Research

One of the promising opportunities offered by AI to support the decarbonization of electricity grids is to align demand with low-carbon supply. We evaluated the effects of one of the world’s largest AI managed EV charging tariffs (a retail electricity pricing plan) using a large-scale natural field experiment. The tariff dynamically controlled vehicle charging to follow real-time wholesale electricity prices and coordinate and optimize charging for the grid and the consumer through AI. We randomized financial incentives to encourage enrollment onto the tariff. Over more than a year, we found that the tariff led to a 42% reduction in household electricity demand during peak hours, with 100% of this demand shifted to low-cost, low-emission off-peak periods. The tariff generated substantial consumer savings, while demonstrating potential to lower producer costs, energy system costs, and carbon emissions through significant load shifting. Overrides of the AI algorithm were low, suggesting that this tariff is likely more efficient than a real-time-pricing tariff without AI. Our findings highlight the potential for scalable AI managed charging and its substantial welfare gains for the electricity system and society. We also show that experimental estimates differed meaningfully from those obtained via non-randomized difference-in-differences analysis, due to differences in the samples in the two evaluation strategies, although we can reconcile the estimates with observables.
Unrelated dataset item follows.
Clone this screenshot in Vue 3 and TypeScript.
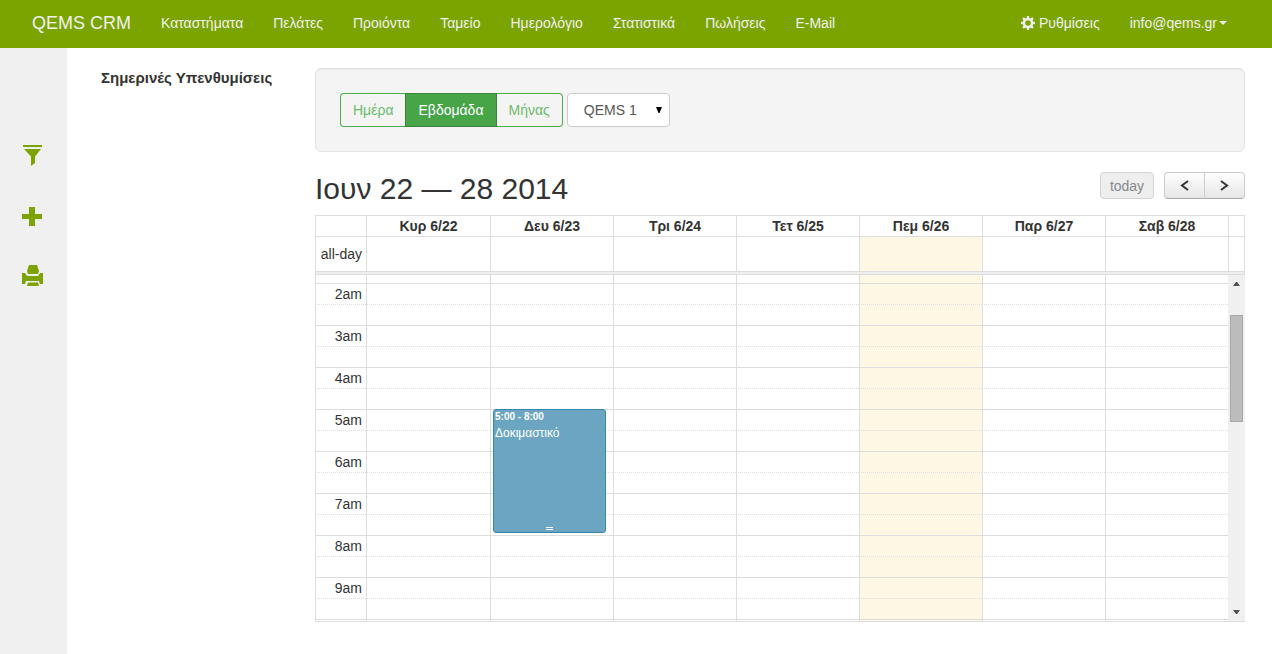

Exposure to fine particulate matter (PM2.5) poses major health risks, especially in rapidly urbanizing cities. As urbanization accelerates, people in low- and middle-income countries spend more time indoors, where pollution risks remain poorly understood. We present evidence from over 152,000 monitor-hours of indoor PM2.5 measurements across homes in Jakarta, Indonesia, one of the world’s largest and most polluted cities. We find that mean daily indoor and outdoor PM2.5 levels are both dangerously high, eight times above World Health Organization’s (WHO) health-based guidelines. In addition, indoor PM2.5 frequently reach hazardous levels—40 to 100 times the WHO guideline, levels that outdoor monitors do not capture. Unlike in developed settings, most indoor pollution originates from outdoor infiltration. Survey data also reveal large inequalities: lower-income households experience double the mean indoor PM2.5 of higher-income households. Our findings show that indoor air pollution remains both severe and unequally distributed, even in this population where most people have adopted cleaner cooking fuels. Researchers and policymakers should integrate outdoor air quality mapping with demographically representative indoor monitoring to close key data gaps, enabling more accurate exposure estimates and better-targeted environmental health policies.

Indonesian wildfires generated an average of 1.5 million tons of PM2.5 per year from 2003 to 2018—1.5 times the emissions of U.S. wildfires. Fires’ connection to agriculture complicates impact assessments, as pollution and income from agricultural activities jointly shape health outcomes. By leveraging random variations in wind direction and fire locations, we disentangle the pollution and income effects. Upwind fires—those carried by the wind toward a region—serve as an instrument to isolate the pollution impact of agricultural fires. A 10 µg/m³ increase in PM2.5 reduces birthweight by 20.5 grams—equivalent to the impact of smoking five cigarettes daily during pregnancy—and lowers the probability of a child being developmentally on track at ages 3–5 by 5%. In contrast, local fires show no significant effect on child outcomes, emphasizing the confounding influence of economic activity. Furthermore, Indonesia’s conditional cash transfer (CCT) program offsets the adverse health impacts of pollution, demonstrating how financial support can enable protective responses. (Draft available upon request)

Climate change and air pollution are closely intertwined and share root causes — mainly fossil fuel combustion. Air pollution, with its immediate and visible health impacts can serve as a powerful entry point for broader environmental action. Yet much of the world lacks local pollution monitoring, limiting public awareness and pressure for reform. This project will run the first global randomized control trial to test whether delivering real-time, localized air quality data to stakeholders can raise awareness, prompt engagement, and reduce pollution. The project leverages novel, satellite-derived PM2.5 estimates to track daily air quality across 1,000+ cities and send alerts via social media to government officials, regulators, NGOs, journalists, and citizens in treated cities. This low-cost, scalable intervention offers the potential to bridge environmental data gaps and strengthen accountability around the world. Providing transparent information on pollution exposure can empower communities to demand and shape effective responses to air pollution and climate change.